Focus on key phrases first. As you do the other words will fall into place. Spend five minutes at the beginning of your devotions reviewing a scripture or two. If you do this every day it won’t be long before you will have a lot of scriptures memorized.
2. Read or listen to three chapters of the Bible: 20 minutes
At three chapters a day you read almost the whole Bible in a year (there are 1,189 chapters in the Bible—if you divide this by 365 it comes out to 3.26 chapters a day). There are a couple of chapters of names of ancestors and allotments of land to Israel’s tribes which you could skip if you want to listen to the whole Bible in a year.
3. Write things you’re thankful for: 5 minutes
I use a moleskin journal and a nice fountain pen and write a single page of things I’m thankful for. I write it out in prayer form, e.g., Lord Jesus, thank you for another day.

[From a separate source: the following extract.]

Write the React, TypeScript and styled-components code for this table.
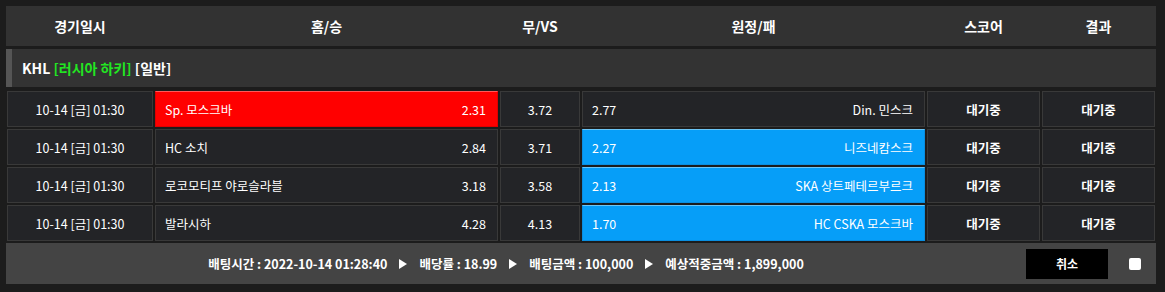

Thank you for the gift of sleep, and for your protection during the night, etc.
4. Pray: 15 minutes
Often I use prayers I’ve written out in various categories, e.g. my family, God’s kingdom come, our nation, the persecuted church, etc. I may pray for one or two categories a day. Though I don’t restrict myself to using my written prayers, I’ve found that by referring to them it helps keep me on track. I hope to elaborate more on this in a future blog post.
There you go. Devise your own plan for making time for God and try to make it a habit. Again, start small if 45 minutes seems too long. Spend one minute on a Scripture, read five minutes, etc. The key is to try to be consistent. Nothing satisfies or yields more joy than spending time with Jesus.